(Excerpt from a dataset)
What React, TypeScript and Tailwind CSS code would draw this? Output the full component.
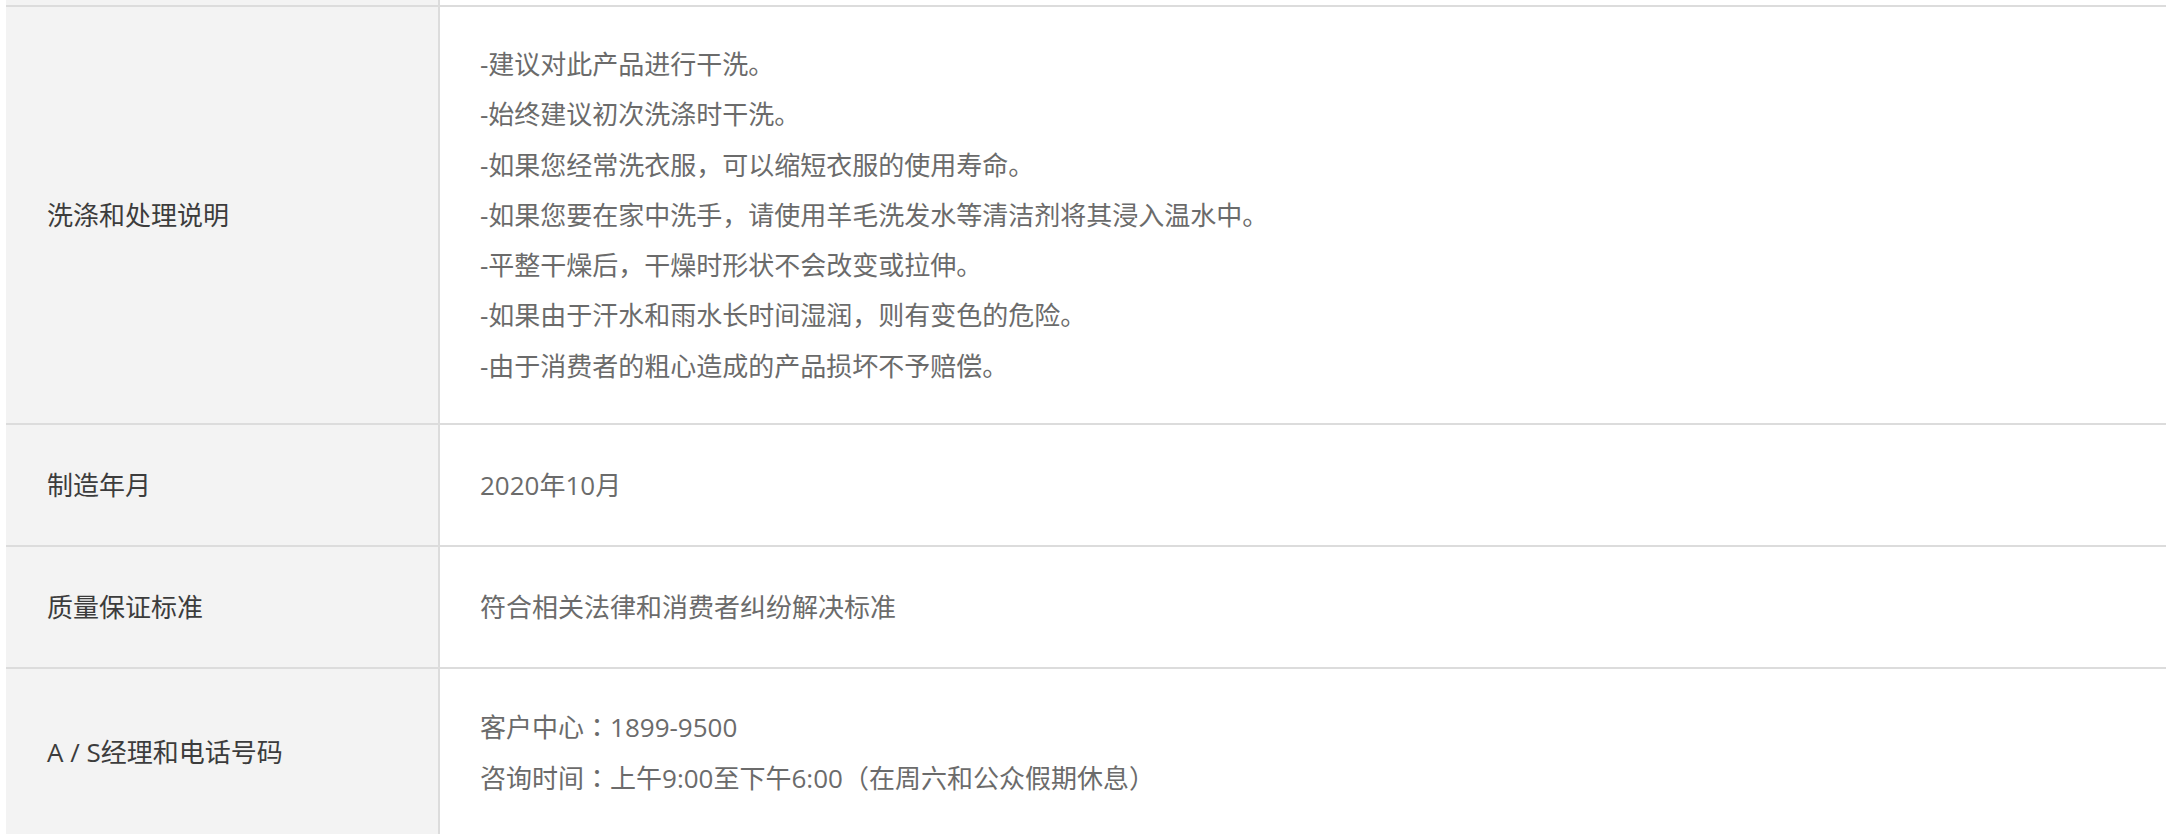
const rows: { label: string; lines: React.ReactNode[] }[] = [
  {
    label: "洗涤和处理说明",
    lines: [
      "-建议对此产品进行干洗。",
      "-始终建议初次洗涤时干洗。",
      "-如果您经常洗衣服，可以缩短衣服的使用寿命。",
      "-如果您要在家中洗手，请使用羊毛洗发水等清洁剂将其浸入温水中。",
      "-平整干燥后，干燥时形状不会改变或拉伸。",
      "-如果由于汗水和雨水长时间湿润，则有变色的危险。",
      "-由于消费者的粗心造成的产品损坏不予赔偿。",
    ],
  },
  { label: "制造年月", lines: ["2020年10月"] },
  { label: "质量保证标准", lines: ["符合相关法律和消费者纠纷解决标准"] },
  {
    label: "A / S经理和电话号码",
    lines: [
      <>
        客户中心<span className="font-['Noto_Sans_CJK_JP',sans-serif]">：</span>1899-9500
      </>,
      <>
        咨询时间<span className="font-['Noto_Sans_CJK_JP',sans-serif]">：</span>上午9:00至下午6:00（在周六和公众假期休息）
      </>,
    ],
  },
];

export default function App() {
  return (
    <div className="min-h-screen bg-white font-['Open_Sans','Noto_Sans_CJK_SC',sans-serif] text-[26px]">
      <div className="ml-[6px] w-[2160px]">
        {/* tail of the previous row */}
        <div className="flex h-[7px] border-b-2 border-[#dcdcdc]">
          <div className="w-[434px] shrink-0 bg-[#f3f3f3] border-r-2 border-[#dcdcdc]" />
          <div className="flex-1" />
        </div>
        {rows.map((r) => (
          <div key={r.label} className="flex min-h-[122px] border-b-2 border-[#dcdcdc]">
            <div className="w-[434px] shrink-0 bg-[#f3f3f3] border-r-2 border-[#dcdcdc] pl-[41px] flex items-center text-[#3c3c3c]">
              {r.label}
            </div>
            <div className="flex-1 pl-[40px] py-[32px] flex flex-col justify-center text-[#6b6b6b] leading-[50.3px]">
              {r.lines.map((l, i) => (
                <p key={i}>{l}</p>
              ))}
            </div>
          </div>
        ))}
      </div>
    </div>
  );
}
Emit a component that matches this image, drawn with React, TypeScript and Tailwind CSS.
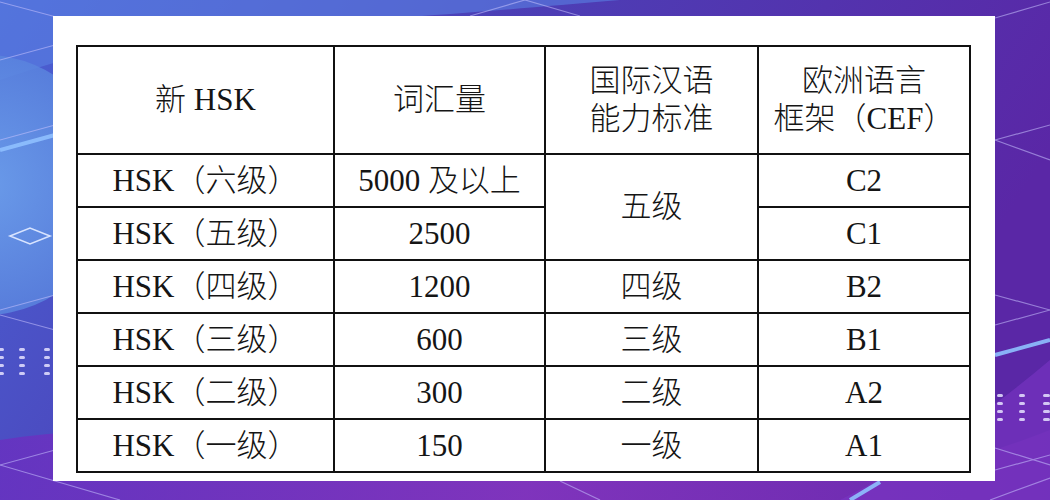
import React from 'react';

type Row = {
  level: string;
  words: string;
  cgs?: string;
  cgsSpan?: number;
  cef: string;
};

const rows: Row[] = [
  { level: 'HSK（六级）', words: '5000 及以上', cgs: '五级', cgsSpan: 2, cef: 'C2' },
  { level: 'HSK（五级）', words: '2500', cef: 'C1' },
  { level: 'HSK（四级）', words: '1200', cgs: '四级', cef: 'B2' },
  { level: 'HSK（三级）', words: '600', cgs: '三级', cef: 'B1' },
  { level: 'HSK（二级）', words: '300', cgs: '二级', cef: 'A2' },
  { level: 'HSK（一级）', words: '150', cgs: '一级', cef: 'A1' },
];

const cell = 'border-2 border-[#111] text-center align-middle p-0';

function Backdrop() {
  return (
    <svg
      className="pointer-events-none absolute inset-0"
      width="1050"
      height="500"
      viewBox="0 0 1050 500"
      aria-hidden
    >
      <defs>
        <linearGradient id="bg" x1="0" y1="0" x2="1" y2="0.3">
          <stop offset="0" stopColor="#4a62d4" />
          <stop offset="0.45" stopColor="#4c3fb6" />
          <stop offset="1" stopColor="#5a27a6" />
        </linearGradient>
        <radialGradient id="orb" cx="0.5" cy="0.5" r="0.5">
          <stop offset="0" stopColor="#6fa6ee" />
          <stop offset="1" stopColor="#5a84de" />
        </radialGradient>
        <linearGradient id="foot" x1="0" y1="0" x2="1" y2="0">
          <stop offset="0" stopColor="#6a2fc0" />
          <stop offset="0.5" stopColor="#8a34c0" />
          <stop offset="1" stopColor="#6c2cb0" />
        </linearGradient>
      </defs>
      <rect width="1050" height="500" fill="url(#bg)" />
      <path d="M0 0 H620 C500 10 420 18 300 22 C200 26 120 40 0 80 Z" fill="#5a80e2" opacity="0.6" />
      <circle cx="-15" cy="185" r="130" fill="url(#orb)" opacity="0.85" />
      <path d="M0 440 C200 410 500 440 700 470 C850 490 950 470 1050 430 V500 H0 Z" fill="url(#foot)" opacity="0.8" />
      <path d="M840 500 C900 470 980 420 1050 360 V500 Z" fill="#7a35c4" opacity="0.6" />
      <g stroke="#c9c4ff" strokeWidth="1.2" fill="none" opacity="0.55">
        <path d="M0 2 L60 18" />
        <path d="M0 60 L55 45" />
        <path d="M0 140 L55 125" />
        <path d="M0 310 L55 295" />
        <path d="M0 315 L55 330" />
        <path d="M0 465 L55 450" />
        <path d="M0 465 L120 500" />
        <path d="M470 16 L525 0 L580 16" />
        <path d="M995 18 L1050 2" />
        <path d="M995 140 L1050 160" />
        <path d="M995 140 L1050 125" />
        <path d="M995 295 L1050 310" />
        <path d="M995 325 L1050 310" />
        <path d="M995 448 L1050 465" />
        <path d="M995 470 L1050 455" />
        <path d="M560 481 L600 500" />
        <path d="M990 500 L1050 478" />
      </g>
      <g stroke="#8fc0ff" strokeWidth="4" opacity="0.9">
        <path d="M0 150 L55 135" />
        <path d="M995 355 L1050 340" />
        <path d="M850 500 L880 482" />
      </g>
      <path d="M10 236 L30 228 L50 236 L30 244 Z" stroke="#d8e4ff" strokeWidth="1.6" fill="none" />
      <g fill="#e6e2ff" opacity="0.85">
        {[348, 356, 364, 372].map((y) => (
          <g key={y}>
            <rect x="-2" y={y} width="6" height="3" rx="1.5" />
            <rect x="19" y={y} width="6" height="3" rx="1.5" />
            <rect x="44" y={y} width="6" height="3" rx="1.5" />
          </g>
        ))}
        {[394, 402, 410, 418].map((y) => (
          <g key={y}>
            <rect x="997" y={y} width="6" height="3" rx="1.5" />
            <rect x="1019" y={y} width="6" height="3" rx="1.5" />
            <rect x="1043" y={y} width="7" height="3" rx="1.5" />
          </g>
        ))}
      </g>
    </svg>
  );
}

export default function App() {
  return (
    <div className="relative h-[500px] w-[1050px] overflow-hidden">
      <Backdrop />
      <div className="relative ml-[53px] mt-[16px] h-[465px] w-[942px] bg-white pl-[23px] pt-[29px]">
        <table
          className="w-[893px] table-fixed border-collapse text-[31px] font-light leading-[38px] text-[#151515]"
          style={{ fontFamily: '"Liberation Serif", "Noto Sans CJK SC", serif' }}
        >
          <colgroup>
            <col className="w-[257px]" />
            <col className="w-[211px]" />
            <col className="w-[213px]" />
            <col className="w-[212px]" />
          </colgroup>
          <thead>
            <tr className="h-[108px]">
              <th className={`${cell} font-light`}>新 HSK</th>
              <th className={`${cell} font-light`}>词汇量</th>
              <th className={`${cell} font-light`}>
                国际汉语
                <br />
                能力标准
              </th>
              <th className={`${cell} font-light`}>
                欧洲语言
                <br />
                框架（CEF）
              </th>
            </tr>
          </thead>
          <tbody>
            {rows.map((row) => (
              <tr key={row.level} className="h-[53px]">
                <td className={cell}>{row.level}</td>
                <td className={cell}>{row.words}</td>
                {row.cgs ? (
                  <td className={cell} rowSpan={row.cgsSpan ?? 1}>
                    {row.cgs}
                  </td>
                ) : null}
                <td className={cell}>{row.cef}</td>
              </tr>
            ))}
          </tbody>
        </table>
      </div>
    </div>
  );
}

WRITTEN REQUEST —
Output all of the data exactly as it stands, minus any images.

ANSWER TO THIS EXERCISE —
What React, TypeScript and Tailwind CSS code would draw this? Output the full component.
const rows: { label: string; lines: React.ReactNode[] }[] = [
  {
    label: "洗涤和处理说明",
    lines: [
      "-建议对此产品进行干洗。",
      "-始终建议初次洗涤时干洗。",
      "-如果您经常洗衣服，可以缩短衣服的使用寿命。",
      "-如果您要在家中洗手，请使用羊毛洗发水等清洁剂将其浸入温水中。",
      "-平整干燥后，干燥时形状不会改变或拉伸。",
      "-如果由于汗水和雨水长时间湿润，则有变色的危险。",
      "-由于消费者的粗心造成的产品损坏不予赔偿。",
    ],
  },
  { label: "制造年月", lines: ["2020年10月"] },
  { label: "质量保证标准", lines: ["符合相关法律和消费者纠纷解决标准"] },
  {
    label: "A / S经理和电话号码",
    lines: [
      <>
        客户中心<span className="font-['Noto_Sans_CJK_JP',sans-serif]">：</span>1899-9500
      </>,
      <>
        咨询时间<span className="font-['Noto_Sans_CJK_JP',sans-serif]">：</span>上午9:00至下午6:00（在周六和公众假期休息）
      </>,
    ],
  },
];

export default function App() {
  return (
    <div className="min-h-screen bg-white font-['Open_Sans','Noto_Sans_CJK_SC',sans-serif] text-[26px]">
      <div className="ml-[6px] w-[2160px]">
        {/* tail of the previous row */}
        <div className="flex h-[7px] border-b-2 border-[#dcdcdc]">
          <div className="w-[434px] shrink-0 bg-[#f3f3f3] border-r-2 border-[#dcdcdc]" />
          <div className="flex-1" />
        </div>
        {rows.map((r) => (
          <div key={r.label} className="flex min-h-[122px] border-b-2 border-[#dcdcdc]">
            <div className="w-[434px] shrink-0 bg-[#f3f3f3] border-r-2 border-[#dcdcdc] pl-[41px] flex items-center text-[#3c3c3c]">
              {r.label}
            </div>
            <div className="flex-1 pl-[40px] py-[32px] flex flex-col justify-center text-[#6b6b6b] leading-[50.3px]">
              {r.lines.map((l, i) => (
                <p key={i}>{l}</p>
              ))}
            </div>
          </div>
        ))}
      </div>
    </div>
  );
}
Emit a component that matches this image, drawn with React, TypeScript and Tailwind CSS.
import React from 'react';

type Row = {
  level: string;
  words: string;
  cgs?: string;
  cgsSpan?: number;
  cef: string;
};

const rows: Row[] = [
  { level: 'HSK（六级）', words: '5000 及以上', cgs: '五级', cgsSpan: 2, cef: 'C2' },
  { level: 'HSK（五级）', words: '2500', cef: 'C1' },
  { level: 'HSK（四级）', words: '1200', cgs: '四级', cef: 'B2' },
  { level: 'HSK（三级）', words: '600', cgs: '三级', cef: 'B1' },
  { level: 'HSK（二级）', words: '300', cgs: '二级', cef: 'A2' },
  { level: 'HSK（一级）', words: '150', cgs: '一级', cef: 'A1' },
];

const cell = 'border-2 border-[#111] text-center align-middle p-0';

function Backdrop() {
  return (
    <svg
      className="pointer-events-none absolute inset-0"
      width="1050"
      height="500"
      viewBox="0 0 1050 500"
      aria-hidden
    >
      <defs>
        <linearGradient id="bg" x1="0" y1="0" x2="1" y2="0.3">
          <stop offset="0" stopColor="#4a62d4" />
          <stop offset="0.45" stopColor="#4c3fb6" />
          <stop offset="1" stopColor="#5a27a6" />
        </linearGradient>
        <radialGradient id="orb" cx="0.5" cy="0.5" r="0.5">
          <stop offset="0" stopColor="#6fa6ee" />
          <stop offset="1" stopColor="#5a84de" />
        </radialGradient>
        <linearGradient id="foot" x1="0" y1="0" x2="1" y2="0">
          <stop offset="0" stopColor="#6a2fc0" />
          <stop offset="0.5" stopColor="#8a34c0" />
          <stop offset="1" stopColor="#6c2cb0" />
        </linearGradient>
      </defs>
      <rect width="1050" height="500" fill="url(#bg)" />
      <path d="M0 0 H620 C500 10 420 18 300 22 C200 26 120 40 0 80 Z" fill="#5a80e2" opacity="0.6" />
      <circle cx="-15" cy="185" r="130" fill="url(#orb)" opacity="0.85" />
      <path d="M0 440 C200 410 500 440 700 470 C850 490 950 470 1050 430 V500 H0 Z" fill="url(#foot)" opacity="0.8" />
      <path d="M840 500 C900 470 980 420 1050 360 V500 Z" fill="#7a35c4" opacity="0.6" />
      <g stroke="#c9c4ff" strokeWidth="1.2" fill="none" opacity="0.55">
        <path d="M0 2 L60 18" />
        <path d="M0 60 L55 45" />
        <path d="M0 140 L55 125" />
        <path d="M0 310 L55 295" />
        <path d="M0 315 L55 330" />
        <path d="M0 465 L55 450" />
        <path d="M0 465 L120 500" />
        <path d="M470 16 L525 0 L580 16" />
        <path d="M995 18 L1050 2" />
        <path d="M995 140 L1050 160" />
        <path d="M995 140 L1050 125" />
        <path d="M995 295 L1050 310" />
        <path d="M995 325 L1050 310" />
        <path d="M995 448 L1050 465" />
        <path d="M995 470 L1050 455" />
        <path d="M560 481 L600 500" />
        <path d="M990 500 L1050 478" />
      </g>
      <g stroke="#8fc0ff" strokeWidth="4" opacity="0.9">
        <path d="M0 150 L55 135" />
        <path d="M995 355 L1050 340" />
        <path d="M850 500 L880 482" />
      </g>
      <path d="M10 236 L30 228 L50 236 L30 244 Z" stroke="#d8e4ff" strokeWidth="1.6" fill="none" />
      <g fill="#e6e2ff" opacity="0.85">
        {[348, 356, 364, 372].map((y) => (
          <g key={y}>
            <rect x="-2" y={y} width="6" height="3" rx="1.5" />
            <rect x="19" y={y} width="6" height="3" rx="1.5" />
            <rect x="44" y={y} width="6" height="3" rx="1.5" />
          </g>
        ))}
        {[394, 402, 410, 418].map((y) => (
          <g key={y}>
            <rect x="997" y={y} width="6" height="3" rx="1.5" />
            <rect x="1019" y={y} width="6" height="3" rx="1.5" />
            <rect x="1043" y={y} width="7" height="3" rx="1.5" />
          </g>
        ))}
      </g>
    </svg>
  );
}

export default function App() {
  return (
    <div className="relative h-[500px] w-[1050px] overflow-hidden">
      <Backdrop />
      <div className="relative ml-[53px] mt-[16px] h-[465px] w-[942px] bg-white pl-[23px] pt-[29px]">
        <table
          className="w-[893px] table-fixed border-collapse text-[31px] font-light leading-[38px] text-[#151515]"
          style={{ fontFamily: '"Liberation Serif", "Noto Sans CJK SC", serif' }}
        >
          <colgroup>
            <col className="w-[257px]" />
            <col className="w-[211px]" />
            <col className="w-[213px]" />
            <col className="w-[212px]" />
          </colgroup>
          <thead>
            <tr className="h-[108px]">
              <th className={`${cell} font-light`}>新 HSK</th>
              <th className={`${cell} font-light`}>词汇量</th>
              <th className={`${cell} font-light`}>
                国际汉语
                <br />
                能力标准
              </th>
              <th className={`${cell} font-light`}>
                欧洲语言
                <br />
                框架（CEF）
              </th>
            </tr>
          </thead>
          <tbody>
            {rows.map((row) => (
              <tr key={row.level} className="h-[53px]">
                <td className={cell}>{row.level}</td>
                <td className={cell}>{row.words}</td>
                {row.cgs ? (
                  <td className={cell} rowSpan={row.cgsSpan ?? 1}>
                    {row.cgs}
                  </td>
                ) : null}
                <td className={cell}>{row.cef}</td>
              </tr>
            ))}
          </tbody>
        </table>
      </div>
    </div>
  );
}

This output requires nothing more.